-- Start of Data --

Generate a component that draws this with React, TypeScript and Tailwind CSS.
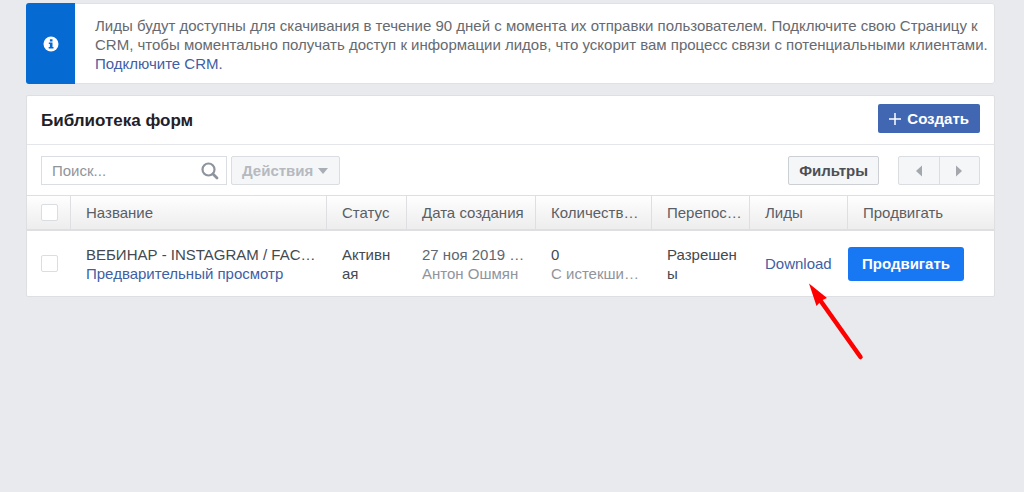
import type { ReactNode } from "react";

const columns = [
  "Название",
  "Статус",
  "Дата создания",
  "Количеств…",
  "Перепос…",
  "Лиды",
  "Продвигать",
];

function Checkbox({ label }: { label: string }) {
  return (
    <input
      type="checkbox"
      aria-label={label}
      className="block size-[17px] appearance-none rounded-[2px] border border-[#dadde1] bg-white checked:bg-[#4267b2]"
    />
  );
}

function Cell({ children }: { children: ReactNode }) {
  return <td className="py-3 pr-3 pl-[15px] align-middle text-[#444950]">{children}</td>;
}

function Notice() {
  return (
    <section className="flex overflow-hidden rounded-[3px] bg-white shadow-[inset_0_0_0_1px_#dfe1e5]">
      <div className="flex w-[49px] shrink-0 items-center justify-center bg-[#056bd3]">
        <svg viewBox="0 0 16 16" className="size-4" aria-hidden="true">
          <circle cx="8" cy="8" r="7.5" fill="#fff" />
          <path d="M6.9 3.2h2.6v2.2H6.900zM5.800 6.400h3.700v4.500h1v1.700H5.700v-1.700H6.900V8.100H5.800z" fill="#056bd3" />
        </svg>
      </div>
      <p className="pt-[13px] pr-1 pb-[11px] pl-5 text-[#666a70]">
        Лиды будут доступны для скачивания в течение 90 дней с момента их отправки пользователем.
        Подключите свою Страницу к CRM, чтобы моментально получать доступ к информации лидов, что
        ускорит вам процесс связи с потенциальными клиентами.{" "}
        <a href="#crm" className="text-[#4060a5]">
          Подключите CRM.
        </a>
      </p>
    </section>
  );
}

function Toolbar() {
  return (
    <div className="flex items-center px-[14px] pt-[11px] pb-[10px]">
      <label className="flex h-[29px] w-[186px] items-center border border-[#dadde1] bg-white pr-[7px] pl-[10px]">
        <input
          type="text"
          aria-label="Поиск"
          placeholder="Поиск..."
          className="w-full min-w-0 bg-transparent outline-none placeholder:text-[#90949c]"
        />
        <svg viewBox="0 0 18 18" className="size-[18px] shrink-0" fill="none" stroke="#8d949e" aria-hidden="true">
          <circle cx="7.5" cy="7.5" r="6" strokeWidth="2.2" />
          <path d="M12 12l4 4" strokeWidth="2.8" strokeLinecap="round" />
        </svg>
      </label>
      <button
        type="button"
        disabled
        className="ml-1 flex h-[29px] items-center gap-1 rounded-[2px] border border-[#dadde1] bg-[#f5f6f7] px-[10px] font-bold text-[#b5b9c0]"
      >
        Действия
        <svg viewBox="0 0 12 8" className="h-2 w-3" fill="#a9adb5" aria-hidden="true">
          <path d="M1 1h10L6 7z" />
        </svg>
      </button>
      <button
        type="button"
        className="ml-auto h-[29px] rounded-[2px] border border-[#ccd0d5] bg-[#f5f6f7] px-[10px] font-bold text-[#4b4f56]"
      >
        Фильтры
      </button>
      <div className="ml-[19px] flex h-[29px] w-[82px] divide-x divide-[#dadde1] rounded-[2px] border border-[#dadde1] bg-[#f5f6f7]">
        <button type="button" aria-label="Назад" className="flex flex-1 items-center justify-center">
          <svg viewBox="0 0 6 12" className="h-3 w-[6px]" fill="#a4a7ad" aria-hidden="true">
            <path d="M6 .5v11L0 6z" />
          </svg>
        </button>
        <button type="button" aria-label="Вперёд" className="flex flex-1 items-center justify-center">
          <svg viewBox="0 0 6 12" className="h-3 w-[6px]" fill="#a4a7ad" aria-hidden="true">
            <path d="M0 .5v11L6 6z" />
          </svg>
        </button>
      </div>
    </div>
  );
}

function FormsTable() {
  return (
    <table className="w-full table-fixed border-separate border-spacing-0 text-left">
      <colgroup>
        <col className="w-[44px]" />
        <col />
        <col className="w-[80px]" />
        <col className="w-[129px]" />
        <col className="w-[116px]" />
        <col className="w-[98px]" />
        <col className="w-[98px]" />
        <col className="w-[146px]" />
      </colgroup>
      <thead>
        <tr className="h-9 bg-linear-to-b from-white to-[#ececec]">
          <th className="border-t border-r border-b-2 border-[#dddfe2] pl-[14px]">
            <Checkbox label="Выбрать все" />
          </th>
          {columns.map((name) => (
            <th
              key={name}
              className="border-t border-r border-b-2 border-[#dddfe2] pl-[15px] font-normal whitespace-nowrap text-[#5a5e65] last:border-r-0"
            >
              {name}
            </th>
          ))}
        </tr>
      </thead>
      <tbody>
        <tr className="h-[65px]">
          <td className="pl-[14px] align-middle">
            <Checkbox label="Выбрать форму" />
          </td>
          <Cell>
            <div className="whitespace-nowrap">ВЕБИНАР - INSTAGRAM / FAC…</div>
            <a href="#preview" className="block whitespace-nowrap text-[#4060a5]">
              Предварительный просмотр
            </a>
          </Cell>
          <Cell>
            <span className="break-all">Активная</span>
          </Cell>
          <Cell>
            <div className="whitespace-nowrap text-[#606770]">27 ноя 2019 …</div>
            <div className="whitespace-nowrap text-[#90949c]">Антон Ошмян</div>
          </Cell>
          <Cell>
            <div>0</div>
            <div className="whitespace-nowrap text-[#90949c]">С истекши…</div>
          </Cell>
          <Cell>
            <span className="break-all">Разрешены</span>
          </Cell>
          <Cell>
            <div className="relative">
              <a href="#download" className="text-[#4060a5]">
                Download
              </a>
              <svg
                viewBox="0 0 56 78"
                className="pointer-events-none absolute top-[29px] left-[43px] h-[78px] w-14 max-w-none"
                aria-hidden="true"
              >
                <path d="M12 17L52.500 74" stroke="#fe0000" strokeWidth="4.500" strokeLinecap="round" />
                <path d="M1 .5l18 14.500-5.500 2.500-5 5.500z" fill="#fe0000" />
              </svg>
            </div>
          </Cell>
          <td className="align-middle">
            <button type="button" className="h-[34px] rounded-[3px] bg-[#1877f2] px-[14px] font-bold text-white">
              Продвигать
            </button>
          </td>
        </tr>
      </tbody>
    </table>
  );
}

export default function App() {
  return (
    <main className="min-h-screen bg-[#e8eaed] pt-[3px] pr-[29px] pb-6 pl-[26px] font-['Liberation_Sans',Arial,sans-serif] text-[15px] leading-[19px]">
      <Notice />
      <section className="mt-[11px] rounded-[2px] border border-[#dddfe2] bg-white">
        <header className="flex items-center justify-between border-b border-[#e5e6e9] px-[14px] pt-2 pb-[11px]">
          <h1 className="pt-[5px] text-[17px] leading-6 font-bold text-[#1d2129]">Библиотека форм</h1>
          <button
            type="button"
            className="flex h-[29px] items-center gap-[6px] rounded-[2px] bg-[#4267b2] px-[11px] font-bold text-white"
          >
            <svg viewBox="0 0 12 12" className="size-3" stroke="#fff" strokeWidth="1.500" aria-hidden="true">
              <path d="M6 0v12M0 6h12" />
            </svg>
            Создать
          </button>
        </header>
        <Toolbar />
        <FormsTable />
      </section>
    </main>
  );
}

-- End of Data --
-- Start of Data --

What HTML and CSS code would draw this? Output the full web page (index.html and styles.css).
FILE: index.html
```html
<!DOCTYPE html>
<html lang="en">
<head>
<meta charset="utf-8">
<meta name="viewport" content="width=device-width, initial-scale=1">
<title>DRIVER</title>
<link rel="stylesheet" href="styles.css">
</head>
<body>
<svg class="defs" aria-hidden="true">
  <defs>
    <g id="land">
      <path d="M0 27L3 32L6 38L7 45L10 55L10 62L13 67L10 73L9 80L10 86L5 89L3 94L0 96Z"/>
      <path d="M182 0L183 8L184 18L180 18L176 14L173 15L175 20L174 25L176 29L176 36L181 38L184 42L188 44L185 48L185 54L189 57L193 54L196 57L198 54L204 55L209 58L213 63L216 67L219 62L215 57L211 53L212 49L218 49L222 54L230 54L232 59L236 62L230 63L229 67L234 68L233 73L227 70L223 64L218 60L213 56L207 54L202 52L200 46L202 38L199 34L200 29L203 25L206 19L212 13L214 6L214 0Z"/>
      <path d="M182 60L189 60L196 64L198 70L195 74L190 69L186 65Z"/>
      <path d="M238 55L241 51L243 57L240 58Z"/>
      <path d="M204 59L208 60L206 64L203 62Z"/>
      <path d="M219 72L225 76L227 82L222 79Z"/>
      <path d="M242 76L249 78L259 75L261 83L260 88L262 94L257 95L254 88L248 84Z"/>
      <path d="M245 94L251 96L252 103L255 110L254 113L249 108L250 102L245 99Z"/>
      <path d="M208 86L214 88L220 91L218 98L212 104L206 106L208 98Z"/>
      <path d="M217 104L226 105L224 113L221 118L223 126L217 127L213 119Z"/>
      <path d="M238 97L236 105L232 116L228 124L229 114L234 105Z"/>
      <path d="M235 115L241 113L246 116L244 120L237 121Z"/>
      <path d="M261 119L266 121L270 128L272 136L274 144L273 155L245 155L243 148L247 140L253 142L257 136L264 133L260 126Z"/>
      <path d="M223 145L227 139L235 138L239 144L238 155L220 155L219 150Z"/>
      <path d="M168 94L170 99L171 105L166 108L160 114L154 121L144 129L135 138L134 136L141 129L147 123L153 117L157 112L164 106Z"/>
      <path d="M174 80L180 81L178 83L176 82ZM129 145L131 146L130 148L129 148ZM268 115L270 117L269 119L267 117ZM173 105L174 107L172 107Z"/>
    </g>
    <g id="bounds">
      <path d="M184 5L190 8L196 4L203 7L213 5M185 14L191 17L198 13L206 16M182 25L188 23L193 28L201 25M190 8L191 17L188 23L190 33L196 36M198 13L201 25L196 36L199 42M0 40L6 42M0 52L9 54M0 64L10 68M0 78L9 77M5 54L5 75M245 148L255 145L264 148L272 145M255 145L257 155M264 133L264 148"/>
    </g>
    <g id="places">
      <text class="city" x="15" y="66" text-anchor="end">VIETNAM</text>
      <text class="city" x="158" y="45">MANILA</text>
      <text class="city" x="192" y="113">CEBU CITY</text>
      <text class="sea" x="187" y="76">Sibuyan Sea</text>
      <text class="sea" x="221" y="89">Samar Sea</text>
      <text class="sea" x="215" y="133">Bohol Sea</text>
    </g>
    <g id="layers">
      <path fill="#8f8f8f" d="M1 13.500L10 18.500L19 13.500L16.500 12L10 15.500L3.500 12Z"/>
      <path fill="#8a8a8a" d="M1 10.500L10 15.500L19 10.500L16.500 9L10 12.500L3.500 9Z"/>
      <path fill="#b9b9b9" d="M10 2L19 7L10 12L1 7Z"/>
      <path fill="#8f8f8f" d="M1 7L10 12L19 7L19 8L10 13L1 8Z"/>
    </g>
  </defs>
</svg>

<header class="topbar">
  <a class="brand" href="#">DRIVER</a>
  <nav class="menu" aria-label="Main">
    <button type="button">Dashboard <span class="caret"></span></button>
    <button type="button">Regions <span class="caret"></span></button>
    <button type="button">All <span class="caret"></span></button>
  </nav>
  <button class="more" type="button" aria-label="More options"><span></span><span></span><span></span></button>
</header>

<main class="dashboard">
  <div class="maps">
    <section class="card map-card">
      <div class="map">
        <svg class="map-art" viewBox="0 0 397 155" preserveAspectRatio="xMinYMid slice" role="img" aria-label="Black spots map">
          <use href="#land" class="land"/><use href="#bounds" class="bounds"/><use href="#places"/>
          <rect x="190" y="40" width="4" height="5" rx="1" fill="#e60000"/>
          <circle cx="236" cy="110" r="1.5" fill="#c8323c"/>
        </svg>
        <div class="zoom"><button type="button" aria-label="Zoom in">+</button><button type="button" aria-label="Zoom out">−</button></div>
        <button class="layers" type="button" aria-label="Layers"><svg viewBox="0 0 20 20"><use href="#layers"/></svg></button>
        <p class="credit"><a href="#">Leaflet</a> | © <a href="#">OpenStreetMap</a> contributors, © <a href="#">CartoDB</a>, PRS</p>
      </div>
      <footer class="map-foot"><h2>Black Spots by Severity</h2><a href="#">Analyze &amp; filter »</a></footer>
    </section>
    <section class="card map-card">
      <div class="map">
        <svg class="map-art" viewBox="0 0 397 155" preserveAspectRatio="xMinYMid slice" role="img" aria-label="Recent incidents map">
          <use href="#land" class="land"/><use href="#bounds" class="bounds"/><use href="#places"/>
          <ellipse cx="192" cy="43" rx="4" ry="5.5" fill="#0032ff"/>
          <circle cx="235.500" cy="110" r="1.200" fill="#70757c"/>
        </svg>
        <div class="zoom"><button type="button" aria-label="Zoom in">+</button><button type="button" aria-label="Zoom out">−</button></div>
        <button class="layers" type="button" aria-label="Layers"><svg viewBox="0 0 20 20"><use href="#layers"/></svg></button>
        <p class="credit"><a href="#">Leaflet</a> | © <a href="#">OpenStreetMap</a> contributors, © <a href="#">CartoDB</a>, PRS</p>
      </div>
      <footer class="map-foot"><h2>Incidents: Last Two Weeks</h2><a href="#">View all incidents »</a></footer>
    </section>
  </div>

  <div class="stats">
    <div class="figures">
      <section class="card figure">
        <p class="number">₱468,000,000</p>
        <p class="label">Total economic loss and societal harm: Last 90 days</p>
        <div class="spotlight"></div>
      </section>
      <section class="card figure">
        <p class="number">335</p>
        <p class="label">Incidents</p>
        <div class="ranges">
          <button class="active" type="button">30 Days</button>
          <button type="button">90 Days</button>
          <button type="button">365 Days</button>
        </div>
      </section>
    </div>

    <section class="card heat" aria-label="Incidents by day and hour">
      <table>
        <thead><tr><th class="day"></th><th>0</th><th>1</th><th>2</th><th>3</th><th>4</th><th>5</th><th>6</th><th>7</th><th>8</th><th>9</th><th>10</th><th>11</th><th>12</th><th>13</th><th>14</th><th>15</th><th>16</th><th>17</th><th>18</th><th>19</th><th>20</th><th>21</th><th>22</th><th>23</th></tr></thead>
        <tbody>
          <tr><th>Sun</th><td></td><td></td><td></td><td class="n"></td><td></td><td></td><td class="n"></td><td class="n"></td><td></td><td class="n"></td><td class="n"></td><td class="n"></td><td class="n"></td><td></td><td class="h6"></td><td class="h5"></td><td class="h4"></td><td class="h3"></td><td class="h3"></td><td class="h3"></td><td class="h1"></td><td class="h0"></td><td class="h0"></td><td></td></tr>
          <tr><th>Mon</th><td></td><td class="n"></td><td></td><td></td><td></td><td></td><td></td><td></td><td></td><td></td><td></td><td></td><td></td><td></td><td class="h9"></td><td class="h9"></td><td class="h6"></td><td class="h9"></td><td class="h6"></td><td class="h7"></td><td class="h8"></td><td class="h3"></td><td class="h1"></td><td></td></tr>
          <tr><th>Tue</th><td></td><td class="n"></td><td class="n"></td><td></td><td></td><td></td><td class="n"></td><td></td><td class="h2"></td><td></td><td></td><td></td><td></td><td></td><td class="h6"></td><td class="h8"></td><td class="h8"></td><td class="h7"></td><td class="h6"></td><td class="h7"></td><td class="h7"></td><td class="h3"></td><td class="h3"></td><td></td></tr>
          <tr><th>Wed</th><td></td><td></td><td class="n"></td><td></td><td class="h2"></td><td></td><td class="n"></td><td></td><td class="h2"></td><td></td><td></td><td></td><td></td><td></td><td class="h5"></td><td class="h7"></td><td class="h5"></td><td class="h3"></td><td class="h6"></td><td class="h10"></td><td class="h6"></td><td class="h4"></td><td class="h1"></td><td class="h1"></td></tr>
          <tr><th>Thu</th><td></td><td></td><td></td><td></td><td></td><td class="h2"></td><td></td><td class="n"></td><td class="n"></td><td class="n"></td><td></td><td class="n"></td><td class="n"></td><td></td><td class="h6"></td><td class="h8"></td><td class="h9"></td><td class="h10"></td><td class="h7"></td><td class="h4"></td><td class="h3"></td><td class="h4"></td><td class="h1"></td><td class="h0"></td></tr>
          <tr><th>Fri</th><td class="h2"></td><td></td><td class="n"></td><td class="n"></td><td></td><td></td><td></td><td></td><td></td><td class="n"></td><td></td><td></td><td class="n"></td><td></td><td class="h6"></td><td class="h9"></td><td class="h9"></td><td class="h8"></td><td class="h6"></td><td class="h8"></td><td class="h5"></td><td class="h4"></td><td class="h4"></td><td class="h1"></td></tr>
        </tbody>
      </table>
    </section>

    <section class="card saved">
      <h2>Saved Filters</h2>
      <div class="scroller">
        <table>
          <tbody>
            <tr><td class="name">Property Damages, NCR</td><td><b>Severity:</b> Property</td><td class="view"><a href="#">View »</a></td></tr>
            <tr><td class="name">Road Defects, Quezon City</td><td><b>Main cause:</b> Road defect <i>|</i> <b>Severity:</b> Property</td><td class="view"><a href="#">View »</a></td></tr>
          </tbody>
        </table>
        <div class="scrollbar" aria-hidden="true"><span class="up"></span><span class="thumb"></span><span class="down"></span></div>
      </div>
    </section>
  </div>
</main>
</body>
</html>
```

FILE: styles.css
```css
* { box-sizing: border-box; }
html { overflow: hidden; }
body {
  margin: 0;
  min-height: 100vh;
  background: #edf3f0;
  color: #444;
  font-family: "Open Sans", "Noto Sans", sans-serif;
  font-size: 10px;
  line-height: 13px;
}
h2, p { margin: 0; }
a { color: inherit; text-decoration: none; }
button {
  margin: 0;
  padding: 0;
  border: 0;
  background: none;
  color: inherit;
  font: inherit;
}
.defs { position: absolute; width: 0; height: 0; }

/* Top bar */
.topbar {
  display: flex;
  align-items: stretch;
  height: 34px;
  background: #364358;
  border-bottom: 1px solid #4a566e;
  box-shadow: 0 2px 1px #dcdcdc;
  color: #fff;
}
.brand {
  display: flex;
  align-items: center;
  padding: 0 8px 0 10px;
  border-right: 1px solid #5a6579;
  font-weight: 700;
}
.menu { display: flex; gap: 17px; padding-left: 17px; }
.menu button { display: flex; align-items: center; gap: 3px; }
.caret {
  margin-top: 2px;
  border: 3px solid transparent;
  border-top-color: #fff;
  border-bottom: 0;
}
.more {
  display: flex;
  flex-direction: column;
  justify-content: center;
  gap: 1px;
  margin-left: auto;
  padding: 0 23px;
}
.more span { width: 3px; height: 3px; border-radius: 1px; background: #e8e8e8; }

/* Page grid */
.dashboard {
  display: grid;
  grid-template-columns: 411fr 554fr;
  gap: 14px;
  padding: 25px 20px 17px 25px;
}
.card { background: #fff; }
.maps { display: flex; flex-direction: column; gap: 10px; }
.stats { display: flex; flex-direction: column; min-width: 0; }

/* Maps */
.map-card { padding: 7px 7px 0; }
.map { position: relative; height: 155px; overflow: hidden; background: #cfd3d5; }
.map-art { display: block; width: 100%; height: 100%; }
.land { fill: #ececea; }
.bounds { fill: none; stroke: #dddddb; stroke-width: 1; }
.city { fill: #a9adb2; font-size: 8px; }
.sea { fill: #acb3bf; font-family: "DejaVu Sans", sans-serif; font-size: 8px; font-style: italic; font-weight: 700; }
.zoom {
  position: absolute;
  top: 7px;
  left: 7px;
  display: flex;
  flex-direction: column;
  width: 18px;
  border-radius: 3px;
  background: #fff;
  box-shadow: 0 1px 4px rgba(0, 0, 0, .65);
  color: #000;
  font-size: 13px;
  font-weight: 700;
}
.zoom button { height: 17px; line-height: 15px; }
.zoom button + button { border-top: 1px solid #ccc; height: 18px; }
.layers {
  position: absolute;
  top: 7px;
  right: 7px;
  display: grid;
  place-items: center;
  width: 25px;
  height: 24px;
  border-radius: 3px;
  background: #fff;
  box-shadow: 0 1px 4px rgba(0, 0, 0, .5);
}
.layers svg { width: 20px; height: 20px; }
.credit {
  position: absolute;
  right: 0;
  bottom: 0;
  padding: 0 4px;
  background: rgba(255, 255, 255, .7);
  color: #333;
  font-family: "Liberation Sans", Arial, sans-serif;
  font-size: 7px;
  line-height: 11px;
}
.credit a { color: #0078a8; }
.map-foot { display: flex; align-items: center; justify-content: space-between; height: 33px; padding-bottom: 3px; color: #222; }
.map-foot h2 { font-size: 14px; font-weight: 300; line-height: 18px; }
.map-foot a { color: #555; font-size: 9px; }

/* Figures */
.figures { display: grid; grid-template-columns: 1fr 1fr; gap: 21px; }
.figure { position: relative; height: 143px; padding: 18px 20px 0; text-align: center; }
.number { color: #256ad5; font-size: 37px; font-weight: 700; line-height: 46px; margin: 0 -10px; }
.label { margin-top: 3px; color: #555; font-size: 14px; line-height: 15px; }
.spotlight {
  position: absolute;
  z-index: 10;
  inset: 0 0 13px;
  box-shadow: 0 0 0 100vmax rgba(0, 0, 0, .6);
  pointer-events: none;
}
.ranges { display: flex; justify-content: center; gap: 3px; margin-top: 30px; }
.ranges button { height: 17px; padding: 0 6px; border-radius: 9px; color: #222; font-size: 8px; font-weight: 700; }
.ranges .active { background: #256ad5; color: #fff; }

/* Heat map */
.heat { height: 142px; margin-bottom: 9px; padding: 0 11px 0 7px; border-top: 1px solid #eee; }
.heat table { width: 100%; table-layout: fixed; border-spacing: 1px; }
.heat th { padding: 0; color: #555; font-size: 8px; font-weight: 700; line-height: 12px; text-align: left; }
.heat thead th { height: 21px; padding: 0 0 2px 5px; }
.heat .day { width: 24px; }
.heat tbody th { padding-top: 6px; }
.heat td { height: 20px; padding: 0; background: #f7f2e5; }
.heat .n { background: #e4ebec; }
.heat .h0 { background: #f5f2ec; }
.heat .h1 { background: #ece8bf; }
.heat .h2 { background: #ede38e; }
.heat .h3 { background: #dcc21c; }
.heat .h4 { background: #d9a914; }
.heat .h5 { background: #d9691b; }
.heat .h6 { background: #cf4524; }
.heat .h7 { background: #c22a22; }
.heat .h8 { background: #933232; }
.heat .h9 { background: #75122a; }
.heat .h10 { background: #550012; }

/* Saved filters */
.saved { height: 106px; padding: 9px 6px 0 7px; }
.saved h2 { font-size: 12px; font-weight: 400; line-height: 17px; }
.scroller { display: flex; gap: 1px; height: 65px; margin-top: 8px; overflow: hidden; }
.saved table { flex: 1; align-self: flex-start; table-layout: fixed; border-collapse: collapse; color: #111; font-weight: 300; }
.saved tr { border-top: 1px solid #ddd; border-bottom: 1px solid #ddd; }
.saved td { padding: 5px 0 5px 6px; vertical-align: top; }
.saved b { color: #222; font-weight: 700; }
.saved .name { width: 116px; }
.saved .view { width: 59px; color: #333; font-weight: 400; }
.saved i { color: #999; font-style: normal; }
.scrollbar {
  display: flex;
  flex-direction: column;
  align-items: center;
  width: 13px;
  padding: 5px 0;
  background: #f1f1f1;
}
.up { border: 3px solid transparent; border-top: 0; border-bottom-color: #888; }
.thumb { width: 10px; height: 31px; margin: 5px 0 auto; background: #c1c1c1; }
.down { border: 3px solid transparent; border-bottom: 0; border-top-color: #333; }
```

-- End of Data --

## [What to work on]
Copy every line that contains the string "styles".

## [Task response]
What HTML and CSS code would draw this? Output the full web page (index.html and styles.css).
<link rel="stylesheet" href="styles.css">
FILE: styles.css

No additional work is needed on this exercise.